Having heard the Chancellor’s plans for a new small business credit scheme, the SME sector is waiting with baited breath for the second phase of his growth review. However, the Confederation of British Industry (CBI) believes the key to revival is greater investment in mid-sized businesses.
Among its requests, the CBI wants it to be easier for large companies to invest in mid-sized ones and a restructuring of entrepreneurs’ relief to encourage longer-term investment. The aim is to create a strong backbone of medium-sized companies that would help nurture growth across the business spectrum, including the SME sector.

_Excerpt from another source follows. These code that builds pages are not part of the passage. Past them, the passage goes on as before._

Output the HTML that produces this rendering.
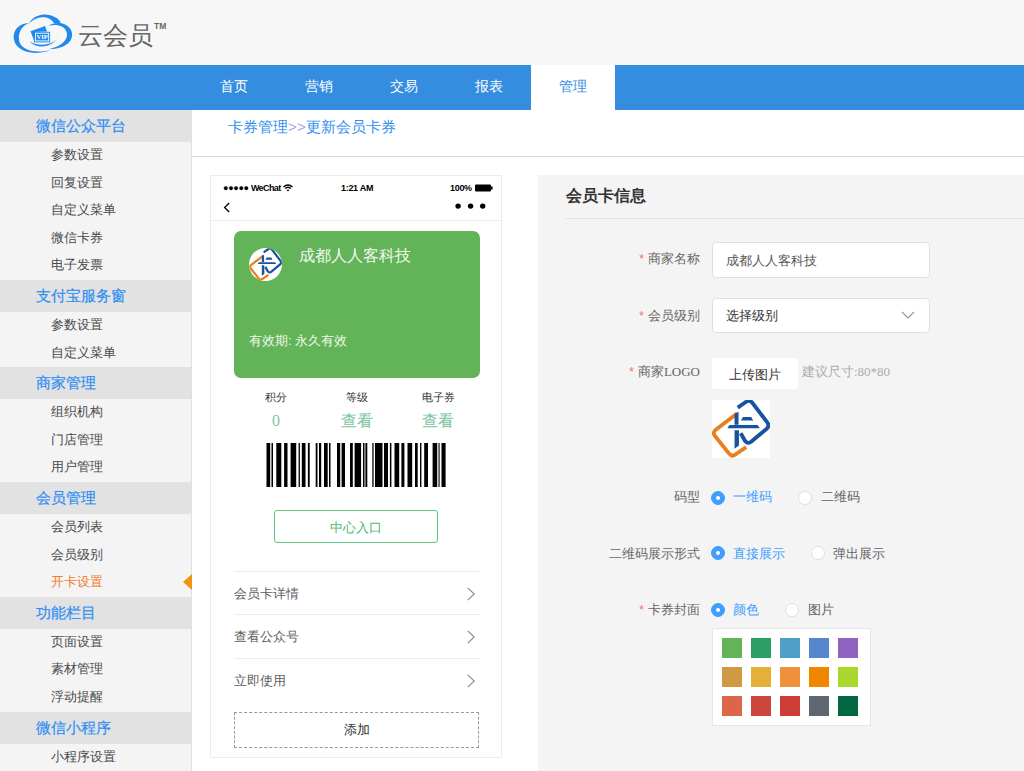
<!DOCTYPE html>
<html><head><meta charset="utf-8">
<style>
*{margin:0;padding:0;box-sizing:border-box}
html,body{width:1024px;height:771px;overflow:hidden;background:#fff;font-family:"Liberation Sans",sans-serif;color:#333}
.a{position:absolute}
#hdr{position:absolute;left:0;top:0;width:1024px;height:65px;background:#f7f7f7}
#brand{position:absolute;left:78px;top:19px;font-size:25px;line-height:32px;color:#666;white-space:nowrap}
#tm{position:absolute;left:154px;top:21px;font-size:8.5px;line-height:10px;color:#666;font-weight:bold}
#nav{position:absolute;left:0;top:65px;width:1024px;height:45px;background:#358de0}
.tab{position:absolute;top:0;width:85px;height:45px;line-height:43px;text-align:center;color:#fff;font-size:14px}
.tab.on{background:#fff;color:#358de0;width:84px}
#side{position:absolute;left:0;top:110px;width:192px;height:661px;background:#f4f4f4;border-right:1px solid #e0e0e0}
.sh{height:32px;line-height:31px;background:#e2e2e2;color:#2f8ef4;font-size:15px;font-weight:500;-webkit-text-stroke:0.2px #2f8ef4;padding-left:36px}
.si{height:27.6px;line-height:26.2px;font-size:13px;color:#4a4a4a;padding-left:51px}
.si.act{color:#f27d28}
#tri{position:absolute;left:183px;top:574px;width:0;height:0;border-right:9px solid #f39313;border-top:8.5px solid transparent;border-bottom:8.5px solid transparent}
#crumb{position:absolute;left:228px;top:117px;font-size:15.3px;color:#3490ee;line-height:20px;white-space:nowrap}
#hr{position:absolute;left:192px;top:156px;width:832px;height:1px;background:#d6d6d6}
#phone{position:absolute;left:210px;top:175px;width:292px;height:583px;border:1px solid #ececec;background:#fff}
.sb{position:absolute;top:6px;font-size:9px;line-height:12px;color:#000;font-weight:bold;letter-spacing:-0.3px;white-space:nowrap}
#card{position:absolute;left:23px;top:55px;width:246px;height:147px;background:#63b359;border-radius:7px}
.lst{position:absolute;left:23px;width:245px;height:44px;border-top:1px solid #ececec;font-size:13px;line-height:43px;color:#606060}
.chev{position:absolute;right:4.5px;top:14.5px}
#panel{position:absolute;left:538px;top:175px;width:486px;height:596px;background:#f4f4f4}
.lbl{position:absolute;font-size:13px;color:#666;line-height:16px;text-align:right;white-space:nowrap}
.req{color:#f56c6c;margin-right:4px;font-size:12px}
.inp{position:absolute;left:174px;width:218px;background:#fff;border:1px solid #dcdfe6;border-radius:4px;font-size:13px;color:#555;padding-left:13px;white-space:nowrap}
.rad{position:absolute;width:14px;height:14px;border-radius:50%;border:1px solid #dcdfe6;background:#fff}
.rad.on{background:#409eff;border-color:#409eff}
.rad.on:after{content:"";position:absolute;left:4px;top:4px;width:4px;height:4px;border-radius:50%;background:#fff}
.rt{position:absolute;font-size:13px;line-height:16px;color:#606266;white-space:nowrap}
.rt.on{color:#409eff}
.sw{position:absolute;width:20px;height:20px}
</style></head><body>
<div id="hdr">
 <svg class="a" style="left:10px;top:10px" width="66" height="48" viewBox="0 0 1024 745">
  <g fill="#2089ee">
  <path d="M300,200 C120,205 40,330 60,455 C85,610 300,735 625,625 C330,685 145,600 138,450 C130,320 200,235 300,200 Z"/>
  <path d="M290,215 C350,100 470,65 560,70 C680,80 760,140 790,195 L690,215 C650,140 580,112 510,112 C420,115 340,160 290,215 Z"/>
  <path d="M600,245 C700,180 890,180 955,330 C1000,470 880,600 600,610 C820,560 905,450 880,350 C850,240 720,215 600,245 Z"/>
  <path d="M308,488 C400,600 660,610 748,405 C705,545 450,580 308,488 Z"/>
  <path d="M318,330 L545,248 L575,335 L380,340 L372,470 Z"/>
  <rect x="372" y="338" width="250" height="165"/>
  </g>
  <rect x="395" y="360" width="205" height="120" fill="none" stroke="#fff" stroke-width="14"/>
  <text x="498" y="455" font-size="100" font-weight="bold" fill="#fff" text-anchor="middle" font-family="Liberation Serif">VIP</text>
 </svg>
 <div id="brand">云会员</div><div id="tm">TM</div>
</div>
<div id="nav">
 <div class="tab" style="left:191px">首页</div>
 <div class="tab" style="left:276px">营销</div>
 <div class="tab" style="left:361px">交易</div>
 <div class="tab" style="left:446px">报表</div>
 <div class="tab on" style="left:531px">管理</div>
</div>
<div id="side">
 <div class="sh">微信公众平台</div>
 <div class="si">参数设置</div><div class="si">回复设置</div><div class="si">自定义菜单</div><div class="si">微信卡券</div><div class="si">电子发票</div>
 <div class="sh">支付宝服务窗</div>
 <div class="si">参数设置</div><div class="si">自定义菜单</div>
 <div class="sh">商家管理</div>
 <div class="si">组织机构</div><div class="si">门店管理</div><div class="si">用户管理</div>
 <div class="sh">会员管理</div>
 <div class="si">会员列表</div><div class="si">会员级别</div><div class="si act">开卡设置</div>
 <div class="sh">功能栏目</div>
 <div class="si">页面设置</div><div class="si">素材管理</div><div class="si">浮动提醒</div>
 <div class="sh">微信小程序</div>
 <div class="si">小程序设置</div>
</div>
<div id="tri"></div>
<div id="crumb">卡券管理<span style="color:#a9a3e6">&gt;&gt;</span>更新会员卡券</div>
<div id="hr"></div>

<svg width="0" height="0" style="position:absolute"><defs>
 <symbol id="klogo" viewBox="25 25 721 721">
  <path d="M340,190 L72,395 Q28,430 62,472 L238,692 Q272,735 316,702 L450,612" stroke="#e8801f" stroke-width="48" fill="none"/>
  <path d="M345,120 L450,47 Q490,20 524,57 L710,300 Q745,345 705,382 L515,542 Q470,578 436,535 L382,438" stroke="#17539f" stroke-width="48" fill="none"/>
  <path d="M305,200 L355,172 L355,332 L305,332 Z M215,375 L242,336 L592,336 L620,375 Z M305,400 L360,400 L360,592 L305,632 Z M385,280 L410,235 L512,235 L538,280 Z" fill="#17539f"/>
 </symbol>
</defs></svg>

<div id="phone">
 <div class="sb" style="left:12px">●●●●● <span style="letter-spacing:-0.6px">WeChat</span></div>
 <svg class="a" style="left:72px;top:8px" width="10" height="8" viewBox="0 0 10 8"><path d="M0.5,3 Q5,-1 9.5,3" stroke="#000" stroke-width="1.4" fill="none"/><path d="M2.2,4.6 Q5,2 7.8,4.6" stroke="#000" stroke-width="1.4" fill="none"/><path d="M3.6,6 L5,7.6 L6.4,6 Q5,4.8 3.6,6Z" fill="#000"/></svg>
 <div class="sb" style="left:130px">1:21 AM</div>
 <div class="sb" style="left:239px">100%</div>
 <svg class="a" style="left:264px;top:8px" width="18" height="8" viewBox="0 0 18 8"><rect x="0" y="0.5" width="16" height="7" rx="1" fill="#000"/><rect x="16" y="2.5" width="1.6" height="3" fill="#000"/></svg>
 <svg class="a" style="left:12px;top:26px" width="8" height="11" viewBox="0 0 8 11"><path d="M6.2,1 L1.6,5.5 L6.2,10" stroke="#000" stroke-width="1.3" fill="none"/></svg>
 <svg class="a" style="left:244px;top:27px" width="32" height="7" viewBox="0 0 32 7"><circle cx="3.1" cy="3.1" r="2.7"/><circle cx="15.6" cy="3.1" r="2.7"/><circle cx="27.7" cy="3.1" r="2.7"/></svg>
 <div class="a" style="left:0;top:44px;width:290px;height:1px;background:#ececec"></div>
 <div id="card">
  <div class="a" style="left:15px;top:17px;width:33px;height:33px;border-radius:50%;background:#fff;overflow:hidden"><svg width="33" height="33" style="position:absolute;left:0;top:0"><use href="#klogo" x="0" y="0" width="33" height="33"/></svg></div>
  <div class="a" style="left:65px;top:15px;font-family:'Liberation Serif',serif;font-size:16px;line-height:20px;color:#f2f8ef;white-space:nowrap">成都人人客科技</div>
  <div class="a" style="left:15px;top:102px;font-size:13px;line-height:16px;color:#eef7ea;white-space:nowrap">有效期: 永久有效</div>
 </div>
 <div class="a" style="left:0;top:214px;width:290px;font-size:11px;line-height:14px;color:#333">
  <div class="a" style="left:40px;width:50px;text-align:center">积分</div>
  <div class="a" style="left:121px;width:50px;text-align:center">等级</div>
  <div class="a" style="left:202px;width:50px;text-align:center">电子券</div>
 </div>
 <div class="a" style="left:0;top:235px;width:290px;font-family:'Liberation Serif',serif;font-size:16px;line-height:20px;color:#7ac69f">
  <div class="a" style="left:40px;width:50px;text-align:center">0</div>
  <div class="a" style="left:121px;width:50px;text-align:center">查看</div>
  <div class="a" style="left:202px;width:50px;text-align:center">查看</div>
 </div>
 <svg class="a" style="left:55px;top:267px" width="182" height="44" viewBox="0 0 182 44" fill="#000"><rect x="0.5" y="0" width="3.7" height="44"/><rect x="5.5" y="0" width="1.5" height="44"/><rect x="10.3" y="0" width="5.0" height="44"/><rect x="18.1" y="0" width="3.4" height="44"/><rect x="24.6" y="0" width="5.6" height="44"/><rect x="32.6" y="0" width="1.3" height="44"/><rect x="35.8" y="0" width="3.7" height="44"/><rect x="41.9" y="0" width="1.8" height="44"/><rect x="49.7" y="0" width="1.8" height="44"/><rect x="53.0" y="0" width="2.2" height="44"/><rect x="58.0" y="0" width="3.7" height="44"/><rect x="63.0" y="0" width="1.5" height="44"/><rect x="71.0" y="0" width="3.2" height="44"/><rect x="75.6" y="0" width="3.4" height="44"/><rect x="84.0" y="0" width="2.8" height="44"/><rect x="88.6" y="0" width="6.5" height="44"/><rect x="97.0" y="0" width="1.5" height="44"/><rect x="99.4" y="0" width="1.9" height="44"/><rect x="106.3" y="0" width="1.3" height="44"/><rect x="109.0" y="0" width="7.5" height="44"/><rect x="118.0" y="0" width="4.0" height="44"/><rect x="123.9" y="0" width="1.5" height="44"/><rect x="128.5" y="0" width="4.7" height="44"/><rect x="135.4" y="0" width="3.0" height="44"/><rect x="141.5" y="0" width="4.7" height="44"/><rect x="149.0" y="0" width="2.7" height="44"/><rect x="154.0" y="0" width="1.4" height="44"/><rect x="158.2" y="0" width="3.8" height="44"/><rect x="166.6" y="0" width="4.6" height="44"/><rect x="172.5" y="0" width="1.1" height="44"/><rect x="175.5" y="0" width="4.1" height="44"/></svg>
 <div class="a" style="left:63px;top:334px;width:164px;height:33px;border:1px solid #5cc67c;border-radius:3px;text-align:center;line-height:33px;font-size:13px;color:#4fb86d">中心入口</div>
 <div class="lst" style="top:395px">会员卡详情<svg class="chev" width="8" height="14" viewBox="0 0 8 14"><path d="M0.8,0.8 L7.2,7 L0.8,13.2" stroke="#888" stroke-width="1.1" fill="none"/></svg></div>
 <div class="lst" style="top:438px">查看公众号<svg class="chev" width="8" height="14" viewBox="0 0 8 14"><path d="M0.8,0.8 L7.2,7 L0.8,13.2" stroke="#888" stroke-width="1.1" fill="none"/></svg></div>
 <div class="lst" style="top:482px">立即使用<svg class="chev" width="8" height="14" viewBox="0 0 8 14"><path d="M0.8,0.8 L7.2,7 L0.8,13.2" stroke="#888" stroke-width="1.1" fill="none"/></svg></div>
 <div class="a" style="left:23px;top:536px;width:245px;height:36px;border:1px dashed #999;text-align:center;line-height:34px;font-size:13px;color:#333">添加</div>
</div>

<div id="panel">
 <div class="a" style="left:28px;top:11px;font-size:15.5px;font-weight:bold;line-height:20px;color:#333;white-space:nowrap">会员卡信息</div>
 <div class="a" style="left:28px;top:43px;width:458px;height:1px;background:#e2e2e2"></div>
 <div class="lbl" style="right:324px;top:76px"><span class="req">*</span>商家名称</div>
 <div class="inp" style="top:67px;height:36px;line-height:36px">成都人人客科技</div>
 <div class="lbl" style="right:324px;top:133px"><span class="req">*</span>会员级别</div>
 <div class="inp" style="top:123px;height:35px;line-height:34px;color:#333">选择级别<svg class="a" style="left:188px;top:12px" width="14" height="9" viewBox="0 0 14 9"><path d="M1,1 L7,7 L13,1" stroke="#999" stroke-width="1.2" fill="none"/></svg></div>
 <div class="lbl" style="right:324px;top:189px"><span class="req">*</span>商家<span style="font-family:'Liberation Serif',serif">LOGO</span></div>
 <div class="a" style="left:174px;top:183px;width:86px;height:31px;background:#fff;border-radius:3px;font-size:13px;line-height:33px;text-align:center;color:#333">上传图片</div>
 <div class="a" style="left:264px;top:189px;font-size:13px;line-height:16px;color:#aaa;white-space:nowrap">建议尺寸<span style="font-family:'Liberation Serif',serif">:80*80</span></div>
 <div class="a" style="left:174px;top:225px;width:58px;height:58px;background:#fff"><svg width="58" height="58"><use href="#klogo" x="0" y="0" width="58" height="58"/></svg></div>

 <div class="lbl" style="right:324px;top:314px">码型</div>
 <div class="rad on" style="left:173px;top:316px"></div><div class="rt on" style="left:195px;top:314px">一维码</div>
 <div class="rad" style="left:260px;top:316px"></div><div class="rt" style="left:283px;top:314px">二维码</div>

 <div class="lbl" style="right:324px;top:371px">二维码展示形式</div>
 <div class="rad on" style="left:173px;top:371px"></div><div class="rt on" style="left:195px;top:371px">直接展示</div>
 <div class="rad" style="left:273px;top:371px"></div><div class="rt" style="left:295px;top:371px">弹出展示</div>

 <div class="lbl" style="right:324px;top:427px"><span class="req">*</span>卡券封面</div>
 <div class="rad on" style="left:173px;top:428px"></div><div class="rt on" style="left:195px;top:427px">颜色</div>
 <div class="rad" style="left:247px;top:428px"></div><div class="rt" style="left:270px;top:427px">图片</div>

 <div class="a" style="left:174px;top:453px;width:159px;height:98px;background:#fff;border:1px solid #e6e6e6">
  <div class="sw" style="left:9px;top:9px;background:#63b359"></div>
  <div class="sw" style="left:38px;top:9px;background:#2c9f67"></div>
  <div class="sw" style="left:67px;top:9px;background:#509fc9"></div>
  <div class="sw" style="left:96px;top:9px;background:#5885cf"></div>
  <div class="sw" style="left:125px;top:9px;background:#9062c0"></div>
  <div class="sw" style="left:9px;top:38px;background:#d09a45"></div>
  <div class="sw" style="left:38px;top:38px;background:#e4b138"></div>
  <div class="sw" style="left:67px;top:38px;background:#ee903c"></div>
  <div class="sw" style="left:96px;top:38px;background:#f08500"></div>
  <div class="sw" style="left:125px;top:38px;background:#a9d92d"></div>
  <div class="sw" style="left:9px;top:67px;background:#dd6549"></div>
  <div class="sw" style="left:38px;top:67px;background:#cc463d"></div>
  <div class="sw" style="left:67px;top:67px;background:#cf3e36"></div>
  <div class="sw" style="left:96px;top:67px;background:#5e6671"></div>
  <div class="sw" style="left:125px;top:67px;background:#026842"></div>
 </div>
</div>
</body></html>
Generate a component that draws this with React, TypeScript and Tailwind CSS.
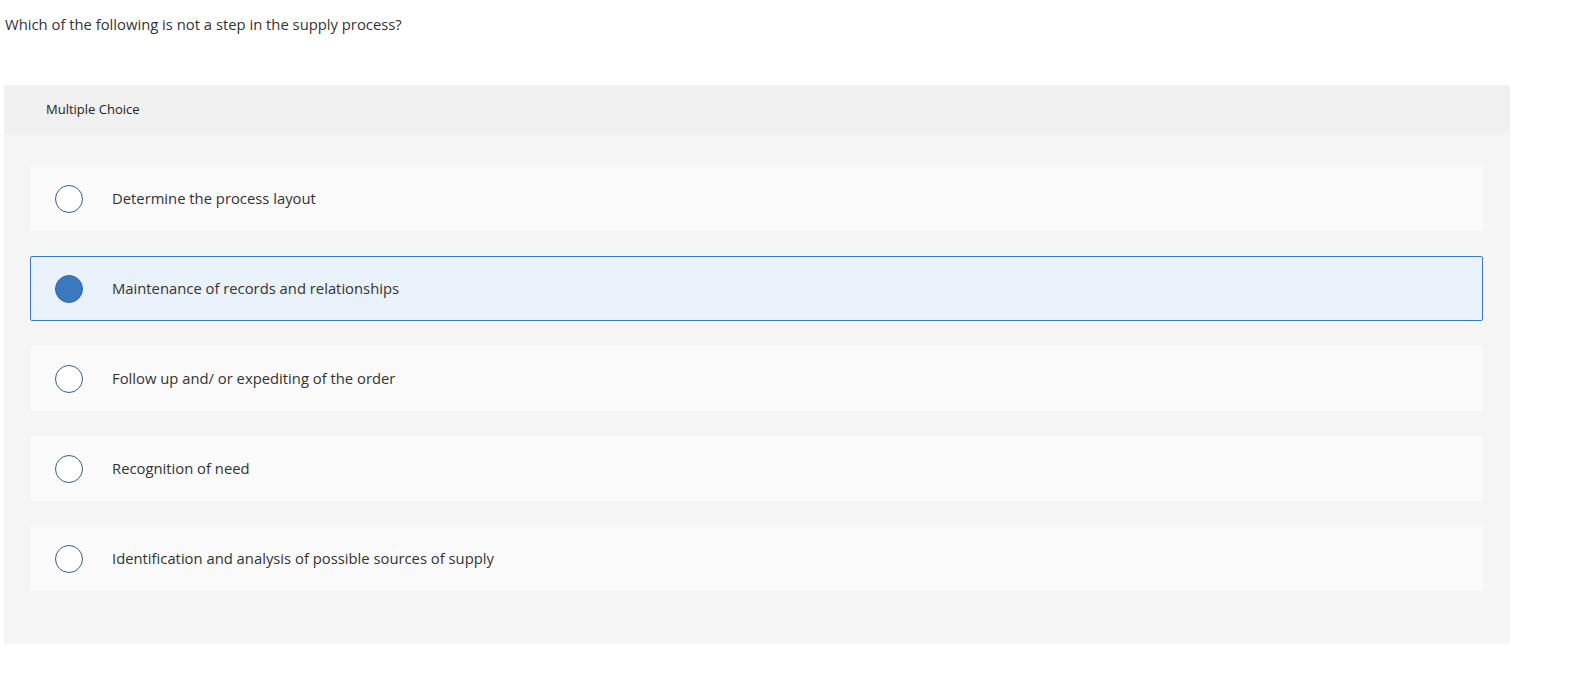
import React from 'react';

const options = [
  'Determine the process layout',
  'Maintenance of records and relationships',
  'Follow up and/ or expediting of the order',
  'Recognition of need',
  'Identification and analysis of possible sources of supply',
];

const selected = 1;

export default function App() {
  return (
    <div className="min-h-screen bg-white font-['Open_Sans',sans-serif] text-[#333]">
      <p className="pl-[5px] pt-[14px] text-[14.8px] leading-[20px]">
        Which of the following is not a step in the supply process?
      </p>

      <div className="ml-[4px] mt-[51px] w-[1506px] rounded-[3px] bg-[#f5f5f5] pb-[53px]">
        {/* Header */}
        <div className="flex h-[49px] items-center rounded-t-[3px] bg-[#f0f0f0] pl-[42px] text-[13px] text-[#222]">
          Multiple Choice
        </div>

        {/* Options */}
        <div className="flex flex-col gap-[25px] px-[26px] pt-[32px]">
          {options.map((opt, i) => {
            const on = i === selected;
            return (
              <div
                key={opt}
                className={`flex h-[65px] w-[1453px] items-center gap-[29px] rounded-[2px] border pl-[24px] ${
                  on ? 'border-[#3b78c4] bg-[#e9f1fa]' : 'border-transparent bg-[#fafafa]'
                }`}
              >
                <span
                  className={`block h-[28px] w-[28px] shrink-0 rounded-full border-[1.5px] ${
                    on ? 'border-[#2f67a8] bg-[#3c78bf]' : 'border-[#2f5f93] bg-white'
                  }`}
                />
                <span className="text-[14.8px] text-[#333]">{opt}</span>
              </div>
            );
          })}
        </div>
      </div>
    </div>
  );
}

Whether the government heeds this call remains to be seen, as it may want to have a more immediate impact on SME finance. Interestingly, Andrew Tyrie, the chairman of the Treasury Select Committee and MP for Chichester, has called on the government to give the banks a break and relax new liquidity rules, claiming that doing so would help boost business lending. George Obsourne certainly has a lot to consider in terms of how to improve big bank business lending.
One area of interest is likely to be non-bank SME lending, which has grown markedly in recent years. Invoice finance has been part of this non-bank business finance growth, led by flexible finance products such as invoice discounting. While the Chancellor is likely to focus on traditional channels, the continued development of the non-bank lending industry would appear to be just as important.